What Is a Stock Buyback?
Companies return money to shareholders in more than one way. Alongside dividends, one of the more common methods is simply buying back their own shares — a move that shows up in financial news constantly but isn’t always explained clearly.
The short answer
A stock buyback, or share repurchase, is when a company uses its own cash to buy shares of its own stock on the open market, then typically retires those shares. The immediate effect is that fewer shares remain outstanding, which changes certain per-share numbers even though the company’s total value hasn’t necessarily changed.
Why companies do this
A company might choose a buyback for several reasons: it has excess cash beyond what it needs for operations or investment, it believes its own shares are undervalued, or it wants an alternative to increasing dividends that doesn’t create an ongoing commitment. Unlike a dividend, which is usually expected to continue, a buyback can be a one-time or irregular action, giving a company more flexibility in how and when it returns cash to shareholders.
What actually changes for shareholders
- Shares outstanding go down. With fewer total shares in existence, each remaining share represents a slightly larger slice of the company.
- Per-share metrics can shift. Earnings per share and similar figures are often calculated by dividing a total number by the share count, so a smaller share count can move that number even if the company’s overall performance hasn’t changed.
- No direct cash reaches shareholders. Unlike a dividend, a buyback doesn’t put cash directly into an existing shareholder’s account — the effect is indirect, working through the reduced share count rather than a payment.

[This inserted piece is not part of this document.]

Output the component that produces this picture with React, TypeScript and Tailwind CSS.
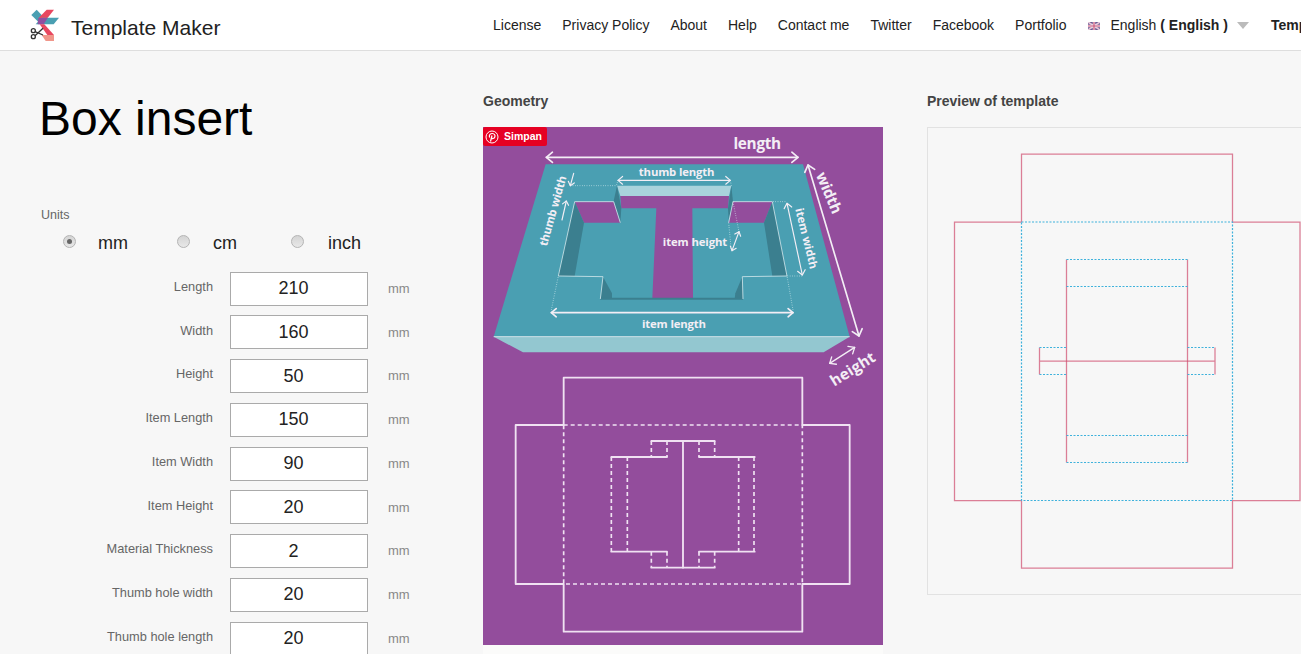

- It’s not a guarantee of a higher stock price. A buyback changes the share count, not the company’s actual prospects, and share price also depends on countless other factors, so a buyback doesn’t ensure a stock’s price will rise.
A simple way to picture it
Imagine a company with a fixed number of shares outstanding and a certain amount of profit. If the company repurchases a portion of its own shares and retires them, that same amount of profit is now divided among fewer shares, so the profit-per-share figure increases mechanically, without the company having earned any more money. This is a general illustration of the arithmetic involved, not a claim about how any specific company’s stock will behave.
What to weigh as a long-term investor
Buybacks are one input among many when evaluating a company, and they’re generally more relevant to someone picking individual stocks than to someone invested broadly through index funds or ETFs, where buyback activity across hundreds of companies blends into overall fund performance. When it does come up, it’s worth considering whether the buyback reflects genuine excess cash or whether it’s using funds that might otherwise go toward the business itself — context that a headline about a buyback alone won’t provide.
The bottom line
A stock buyback is simply a company purchasing its own shares, which reduces the number of shares outstanding and can affect certain per-share figures. It’s one of several tools companies use to manage capital, alongside dividends and reinvestment, and understanding the mechanics helps make sense of buyback headlines without treating them as a signal of guaranteed future performance.